GIVEN EXERCISE: Scan the material and copy every line in which "index" appears.

MATERIAL:
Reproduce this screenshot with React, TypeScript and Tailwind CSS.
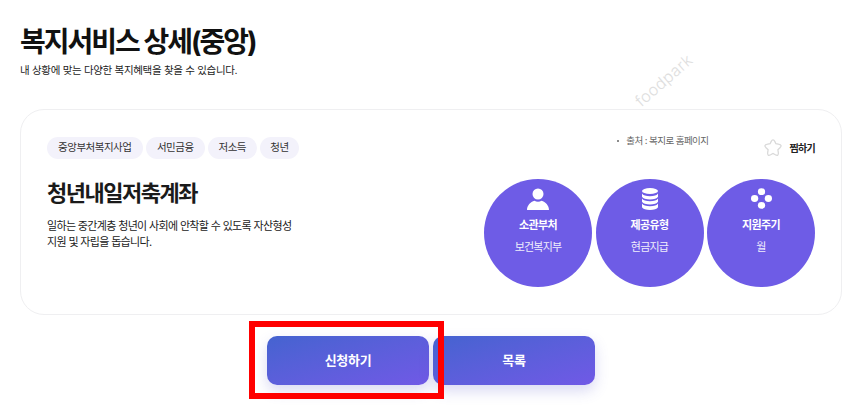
import React from "react";

function Circle({ icon, title, value }: { icon: React.ReactNode; title: string; value: string }) {
  return (
    <div className="w-[108px] h-[108px] rounded-full bg-[#6e5ce6] flex flex-col items-center text-white pt-[8px] shrink-0">
      <div className="h-[23px] flex items-center justify-center">{icon}</div>
      <div className="mt-[7px] text-[11px] font-bold leading-[16px] tracking-[-0.6px]">{title}</div>
      <div className="mt-[6px] text-[11px] leading-[16px] tracking-[-0.8px] text-[#f0eefc]">{value}</div>
    </div>
  );
}

const Tag = ({ t, w }: { t: string; w: string }) => (
  <span className={`${w} h-[22px] rounded-full bg-[#f3f2fb] text-[#333] text-[10.5px] tracking-[-0.5px] flex items-center justify-center`}>{t}</span>
);

export default function App() {
  return (
    <div className="relative w-[852px] h-[405px] overflow-hidden bg-white text-[#111] font-['Inter','Noto_Sans_CJK_KR',sans-serif] pl-[20px] pt-[25px]">
      <h1 className="text-[28px] leading-[34px] font-bold tracking-[-2px] text-[#111]">복지서비스 상세(중앙)</h1>
      <p className="mt-[4px] text-[10.5px] leading-[16px] tracking-[-0.32px] text-[#222]">내 상황에 맞는 다양한 복지혜택을 찾을 수 있습니다.</p>

      <div className="absolute left-[632px] top-[97px] origin-top-left -rotate-[41deg] text-[16px] leading-none font-light tracking-[0.4px] text-[#dedede] font-['Inter',sans-serif]">foodpark</div>

      <div className="mt-[30px] w-[822px] h-[206px] rounded-[24px] border border-[#efeff1] bg-white flex justify-between pl-[26px] pr-[26px] pt-[27px]">
        <div className="flex flex-col w-[300px]">
          <div className="flex gap-[3.5px]">
            <Tag t="중앙부처복지사업" w="w-[95.5px]" />
            <Tag t="서민금융" w="w-[58.5px]" />
            <Tag t="저소득" w="w-[48.5px]" />
            <Tag t="청년" w="w-[39px]" />
          </div>
          <h2 className="mt-[19px] text-[22px] leading-[30px] font-bold tracking-[-1.5px] text-[#1a1a1a]">청년내일저축계좌</h2>
          <p className="mt-[10px] text-[11px] leading-[16px] tracking-[-0.65px] text-[#222]">
            일하는 중간계층 청년이 사회에 안착할 수 있도록 자산형성<br />지원 및 자립을 돕습니다.
          </p>
        </div>
        <div className="flex flex-col items-end">
          <div className="flex items-start h-[42px]">
            <div className="flex items-center text-[9.5px] leading-[12px] tracking-[-0.55px] text-[#666] mr-[54px] mt-[-2px]">
              <span className="w-[2px] h-[2px] rounded-full bg-[#666] mr-[7px]"></span>출처 : 복지로 홈페이지
            </div>
            <div className="flex items-center mt-[1px]">
              <svg width="20" height="20" viewBox="0 0 20 20" className="mr-[7px]">
                <path d="M10 1.8c.9 0 1.4.8 1.9 1.8l1 2.1 2.4.4c1.3.2 2.6.5 2.8 1.500.2 1-.8 1.800-1.700 2.700l-1.500 1.500.4 2.500c.2 1.200.3 2.300-.5 2.800-.8.5-1.800 0-2.900-.6L10 15.400l-1.900 1.100c-1.100.6-2.100 1.100-2.900.6-.8-.5-.7-1.600-.5-2.800l.4-2.500-1.500-1.500C2.700 9.400 1.700 8.600 1.900 7.600c.2-1 1.500-1.300 2.800-1.500l2.400-.4 1-2.100c.5-1 1-1.800 1.900-1.800z" fill="#fff" stroke="#d9d9d9" strokeWidth="1.300" />
              </svg>
              <span className="text-[10px] font-bold tracking-[-0.7px] text-[#222]">찜하기</span>
            </div>
          </div>
          <div className="flex gap-[3.5px]">
            <Circle
              title="소관부처"
              value="보건복지부"
              icon={
                <svg width="22" height="22" viewBox="0 0 22 22" fill="#fff">
                  <circle cx="11" cy="6" r="5.500" />
                  <path d="M0 22c0-4.500 3.500-8 7.500-9.200 2 1.400 5 1.400 7 0 4 1.200 7.500 4.700 7.500 9.200z" />
                </svg>
              }
            />
            <Circle
              title="제공유형"
              value="현금지급"
              icon={
                <svg width="16" height="22" viewBox="0 0 16 22" fill="#fff">
                  <ellipse cx="8" cy="3" rx="8" ry="3" />
                  <path d="M0 5.500c1 1.800 4 2.800 8 2.800s7-1 8-2.800v3.200c-1 1.800-4 2.800-8 2.800s-7-1-8-2.800z" />
                  <path d="M0 10.500c1 1.800 4 2.800 8 2.800s7-1 8-2.800v3.200c-1 1.800-4 2.800-8 2.800s-7-1-8-2.800z" />
                  <path d="M0 15.500c1 1.800 4 2.800 8 2.800s7-1 8-2.800v3.700c-1 1.800-4 2.800-8 2.800s-7-1-8-2.800z" />
                </svg>
              }
            />
            <Circle
              title="지원주기"
              value="월"
              icon={
                <svg width="21" height="21" viewBox="0 0 22 22" fill="#fff">
                  <ellipse cx="11" cy="3.800" rx="3.800" ry="3.600" />
                  <ellipse cx="11" cy="18.200" rx="3.800" ry="3.600" />
                  <ellipse cx="3.800" cy="11" rx="3.800" ry="3.600" />
                  <ellipse cx="18.200" cy="11" rx="3.800" ry="3.600" />
                </svg>
              }
            />
          </div>
        </div>
      </div>

      <div className="mt-[21px] ml-[247px] flex gap-[4px]">
        <button className="w-[162px] h-[49px] rounded-[10px] bg-gradient-to-br from-[#4463d0] to-[#7059e6] text-white text-[13px] font-bold tracking-[-0.3px] shadow-[0_6px_14px_rgba(80,80,200,0.22)]">신청하기</button>
        <button className="w-[162px] h-[49px] rounded-[10px] bg-gradient-to-br from-[#4463d0] to-[#7059e6] text-white text-[13px] font-bold tracking-[-0.3px] shadow-[0_6px_14px_rgba(80,80,200,0.22)]">목록</button>
      </div>

      <div className="absolute left-[249px] top-[321px] w-[195px] h-[78px] border-[6px] border-[#ff0000] pointer-events-none"></div>
    </div>
  );
}
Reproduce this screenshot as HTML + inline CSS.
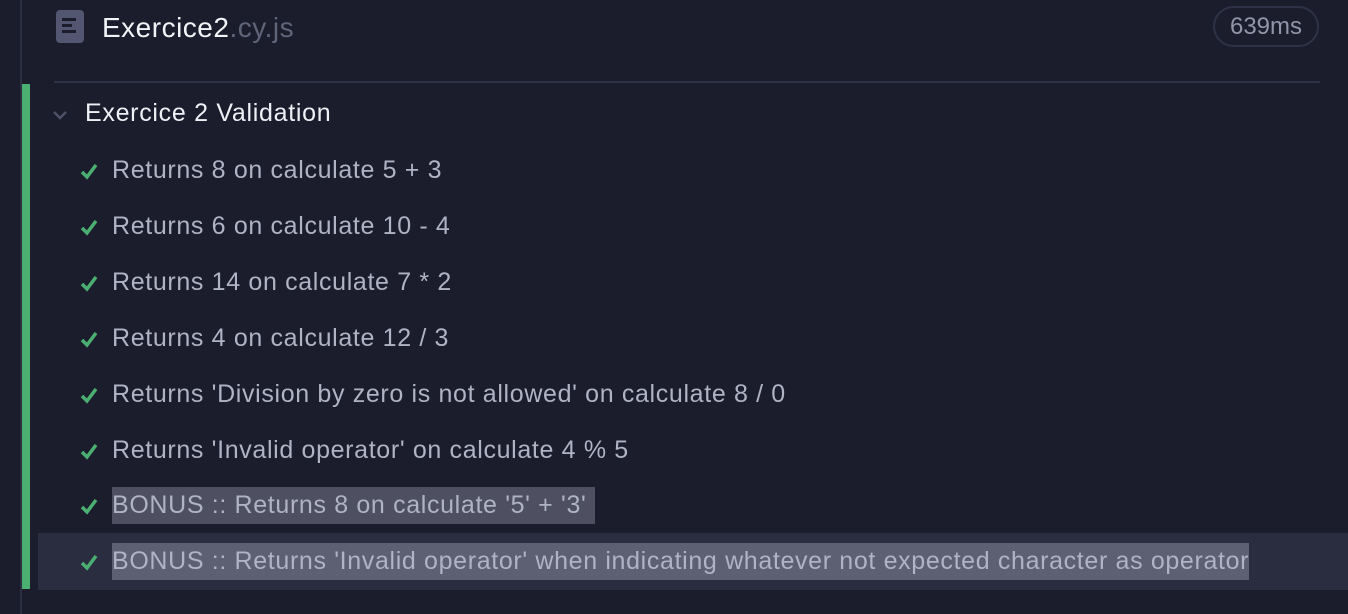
<!DOCTYPE html>
<html><head><style>
body{margin:0;width:1348px;height:614px;background:#1b1d2c;overflow:hidden;font-family:"Liberation Sans",sans-serif;position:relative}
.vl{position:absolute;left:20px;top:0;width:2px;height:614px;background:#2c2f42}
.gb{position:absolute;left:22px;top:84px;width:8px;height:505px;background:#4caf72}
.hr{position:absolute;left:54px;top:81px;width:1266px;height:2px;background:#2e3145}
.title{position:absolute;left:102px;top:12px;font-size:28px;letter-spacing:0.5px;color:#f2f3f7}
.title span{color:#5f6479}
.badge{position:absolute;left:1213px;top:6px;width:106px;height:41px;border:2px solid #2f3246;border-radius:22px;box-sizing:border-box;color:#9295a8;font-size:24px;line-height:37px;text-align:center}
.suite{position:absolute;left:85px;top:99px;font-size:25px;letter-spacing:0.7px;color:#eef0f5}
.row{position:absolute;left:0;font-size:25px;letter-spacing:0.65px;color:#b0b3c4;height:36px;line-height:37px}
.row .t{position:absolute;left:112px;white-space:nowrap}
.sel{background:#4e5062}
.hov{position:absolute;left:38px;top:533px;width:1310px;height:57px;background:#2a2d40}
.ck{position:absolute;left:80px;top:10px}
</style></head><body>
<div class="vl"></div>
<div class="hov"></div>
<div class="gb"></div>
<svg style="position:absolute;left:56px;top:10px" width="28" height="33" viewBox="0 0 28 33"><rect x="0" y="0" width="28" height="33" rx="4" fill="#525670"/><rect x="6" y="8" width="14" height="3" fill="#1b1d2c"/><rect x="6" y="14" width="10" height="3" fill="#1b1d2c"/><rect x="6" y="20" width="14" height="3" fill="#1b1d2c"/></svg>
<div class="title">Exercice2<span>.cy.js</span></div>
<div class="badge">639ms</div>
<div class="hr"></div>
<svg style="position:absolute;left:52px;top:110px" width="16" height="10"><path d="M2 2 L8 8 L14 2" stroke="#4e5268" stroke-width="2.5" fill="none"/></svg>
<div class="suite">Exercice 2 Validation</div>

<div class="row" style="top:152px"><svg class="ck" width="18" height="18"><path d="M2 10 L7 15 L16 3" stroke="#4caf72" stroke-width="3.5" fill="none"/></svg><span class="t">Returns 8 on calculate 5 + 3</span></div>
<div class="row" style="top:208px"><svg class="ck" width="18" height="18"><path d="M2 10 L7 15 L16 3" stroke="#4caf72" stroke-width="3.5" fill="none"/></svg><span class="t">Returns 6 on calculate 10 - 4</span></div>
<div class="row" style="top:264px"><svg class="ck" width="18" height="18"><path d="M2 10 L7 15 L16 3" stroke="#4caf72" stroke-width="3.5" fill="none"/></svg><span class="t">Returns 14 on calculate 7 * 2</span></div>
<div class="row" style="top:320px"><svg class="ck" width="18" height="18"><path d="M2 10 L7 15 L16 3" stroke="#4caf72" stroke-width="3.5" fill="none"/></svg><span class="t">Returns 4 on calculate 12 / 3</span></div>
<div class="row" style="top:376px"><svg class="ck" width="18" height="18"><path d="M2 10 L7 15 L16 3" stroke="#4caf72" stroke-width="3.5" fill="none"/></svg><span class="t">Returns 'Division by zero is not allowed' on calculate 8 / 0</span></div>
<div class="row" style="top:432px"><svg class="ck" width="18" height="18"><path d="M2 10 L7 15 L16 3" stroke="#4caf72" stroke-width="3.5" fill="none"/></svg><span class="t">Returns 'Invalid operator' on calculate 4 % 5</span></div>
<div class="row" style="top:487px"><svg class="ck" width="18" height="18"><path d="M2 10 L7 15 L16 3" stroke="#4caf72" stroke-width="3.5" fill="none"/></svg><span class="t sel" style="width:483px">BONUS :: Returns 8 on calculate '5' + '3'</span></div>
<div class="row" style="top:543px"><svg class="ck" width="18" height="18"><path d="M2 10 L7 15 L16 3" stroke="#4caf72" stroke-width="3.5" fill="none"/></svg><span class="t sel" style="background:#5d5f72">BONUS :: Returns 'Invalid operator' when indicating whatever not expected character as operator</span></div>
</body></html>
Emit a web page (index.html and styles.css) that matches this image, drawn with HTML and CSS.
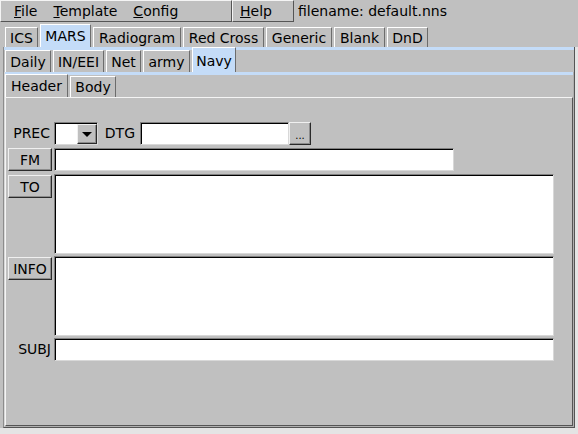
FILE: index.html
```html
<!DOCTYPE html>
<html>
<head>
<meta charset="utf-8">
<title>flmsg</title>
<link rel="stylesheet" href="styles.css">
</head>
<body>
<div class="topbar">
  <div class="menubar">
    <span class="mi"><u>F</u>ile</span>
    <span class="mi"><u>T</u>emplate</span>
    <span class="mi"><u>C</u>onfig</span>
  </div>
  <div class="helpbar"><span class="mi"><u>H</u>elp</span></div>
  <div class="fname">filename: default.nns</div>
</div>
<div class="main">
  <div class="tabrow r1">
    <div class="tab t-ics">ICS</div>
    <div class="tab sel t-mars">MARS</div>
    <div class="tab t-radio">Radiogram</div>
    <div class="tab t-red">Red Cross</div>
    <div class="tab t-gen">Generic</div>
    <div class="tab t-blank">Blank</div>
    <div class="tab t-dnd">DnD</div>
  </div>
  <div class="p1wrap">
    <div class="panel p1">
      <div class="tabrow r2">
        <div class="tab t-daily">Daily</div>
        <div class="tab t-ineei">IN/EEI</div>
        <div class="tab t-net">Net</div>
        <div class="tab t-army">army</div>
        <div class="tab sel t-navy">Navy</div>
      </div>
      <div class="panel p2">
        <div class="tabrow r3">
          <div class="tab sel2 t-header">Header</div>
          <div class="tab t-body">Body</div>
        </div>
        <div class="panel p3">
          <div class="form">
            <div class="row r-prec">
              <div class="lbl">PREC</div>
              <div class="choice">
                <div class="choice-val"></div>
                <div class="choice-btn"><span class="tri"></span></div>
              </div>
              <div class="lbl lbl-dtg">DTG</div>
              <div class="field f-dtg"></div>
              <div class="btn b-dots">...</div>
            </div>
            <div class="row r-fm">
              <div class="btn b-lab">FM</div>
              <div class="field f-fm"></div>
            </div>
            <div class="row r-to">
              <div class="btn b-lab">TO</div>
              <div class="field f-area"></div>
            </div>
            <div class="row r-info">
              <div class="btn b-lab">INFO</div>
              <div class="field f-area"></div>
            </div>
            <div class="row r-subj">
              <div class="lbl lbl-subj">SUBJ</div>
              <div class="field f-subj"></div>
            </div>
          </div>
        </div>
      </div>
    </div>
    <div class="rstrip"></div>
  </div>
  <div class="bstrip"></div>
</div>
</body>
</html>
```

FILE: styles.css
```css
* { box-sizing: border-box; }
html, body { margin: 0; padding: 0; }
body {
  width: 578px;
  height: 434px;
  overflow: hidden;
  background: #c0c0c0;
  font-family: "DejaVu Sans", sans-serif;
  font-size: 14px;
  color: #000;
}

/* ---------- top menu bar ---------- */
.topbar { display: flex; height: 22px; }
.menubar {
  width: 232px;
  display: flex;
  padding-left: 5px;
  border: 1px solid;
  border-color: #f4f4f4 #555 #555 #f4f4f4;
}
.helpbar {
  width: 62px;
  display: flex;
  padding-left: 7px;
  border: 1px solid;
  border-color: #f4f4f4 #555 #555 #f4f4f4;
}
.mi { padding: 0 8px; line-height: 20px; white-space: nowrap; }
.helpbar .mi { padding: 0; }
.mi u { text-underline-offset: 1px; }
.fname { padding-left: 4px; line-height: 22px; white-space: nowrap; }

/* ---------- tabs ---------- */
.main { padding-top: 2px; }
.tabrow { display: flex; align-items: flex-end; gap: 2px; background: #c0c0c0; }
.tab {
  display: flex;
  align-items: center;
  justify-content: center;
  white-space: nowrap;
  background: #c0c0c0;
  border-left: 1px solid #fff;
  border-top: 1px solid #fff;
  border-right: 1px solid #6c6c6c;
}
.tab.sel { background: #c4dcf8; }

.r1 { height: 23px; margin-left: 5px; }
.r1 .tab { height: 20px; }
.r1 .tab.sel { height: 23px; }
.t-ics { width: 33px; }
.t-mars { width: 51px; }
.t-radio { width: 88px; }
.t-red { width: 81px; }
.t-gen { width: 66px; }
.t-blank { width: 51px; }
.t-dnd { width: 41px; }

.r2 { height: 22px; padding-left: 1px; }
.r2 .tab { height: 22px; }
.r2 .tab.sel { height: 25px; padding-top: 2px; }
.t-daily { width: 46px; }
.t-ineei { width: 51px; }
.t-net { width: 35px; }
.t-army { width: 47px; }
.t-navy { width: 44px; }

.r3 { height: 22px; }
.r3 .tab { height: 21px; }
.r3 .tab.sel2 { height: 23px; }
.t-header { width: 63px; }
.t-body { width: 46px; }

/* ---------- nested panels ---------- */
.p1wrap { display: flex; }
.rstrip { flex: 1; background: #e4e4e4; }
.bstrip { height: 6px; background: #e4e4e4; }
.panel { background: #c4dcf8; }
.p1 {
  margin-left: 3px;
  width: 572px;
  padding-top: 3px;
  border-left: 1px solid #8c8c8c;
  border-right: 1px solid #555;
  border-bottom: 1px solid #555;
}
.p2 {
  margin-top: 0;
  padding-top: 3px;
  border-left: 1px solid #d8d8d8;
  border-right: 1px solid #b0b0b0;
  border-bottom: 1px solid #b0b0b0;
}
.p3 {
  height: 329px;
  background: #c0c0c0;
  border: 1px solid;
  border-color: #f4f4f4 #555 #555 #f4f4f4;
}

/* ---------- form ---------- */
.form { display: flex; flex-direction: column; padding-top: 24px; }
.row { display: flex; align-items: flex-start; }
.lbl {
  width: 48px;
  height: 23px;
  line-height: 23px;
  text-align: right;
  padding-right: 4px;
  white-space: nowrap;
}
.lbl-dtg { width: 42px; padding-right: 5px; }
.lbl-subj { padding-right: 3px; }

.field {
  background: #fff;
  height: 23px;
  border: 1px solid;
  border-color: #808080 #d8d8d8 #d8d8d8 #808080;
  box-shadow: inset 1px 1px 0 #000;
}
.f-dtg { width: 149px; }
.f-fm { width: 400px; margin-left: 2px; }
.f-area { width: 500px; height: 80px; margin-left: 2px; }
.f-subj { width: 500px; }

.btn {
  height: 23px;
  display: flex;
  align-items: center;
  justify-content: center;
  background: #c0c0c0;
  border: 1px solid;
  border-color: #f0f0f0 #2a2a2a #2a2a2a #f0f0f0;
  box-shadow: inset -1px -1px 0 #8c8c8c;
  white-space: nowrap;
}
.b-lab { width: 44px; margin-left: 2px; }
.r-to .b-lab, .r-info .b-lab { margin-top: 1px; }
.b-dots { width: 22px; font-size: 10px; padding-top: 4px; letter-spacing: 0; }

.choice {
  width: 44px;
  height: 23px;
  display: flex;
  background: #fff;
  border: 1px solid;
  border-color: #808080 #d8d8d8 #d8d8d8 #808080;
  box-shadow: inset 1px 1px 0 #000;
  padding: 1px 0 0 1px;
}
.choice-val { flex: 1; }
.choice-btn {
  width: 20px;
  display: flex;
  align-items: center;
  justify-content: center;
  background: #c0c0c0;
  border: 1px solid;
  border-color: #f0f0f0 #2a2a2a #2a2a2a #f0f0f0;
  box-shadow: inset -1px -1px 0 #8c8c8c;
}
.tri {
  width: 0;
  height: 0;
  border-left: 5px solid transparent;
  border-right: 5px solid transparent;
  border-top: 5px solid #000;
}

.r-prec { margin-top: 0; }
.r-fm { margin-top: 3px; }
.r-to { margin-top: 3px; }
.r-info { margin-top: 2px; }
.r-subj { margin-top: 2px; }
```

RESULT OF THE EXERCISE:
Emit a web page (index.html and styles.css) that matches this image, drawn with HTML and CSS.
FILE: index.html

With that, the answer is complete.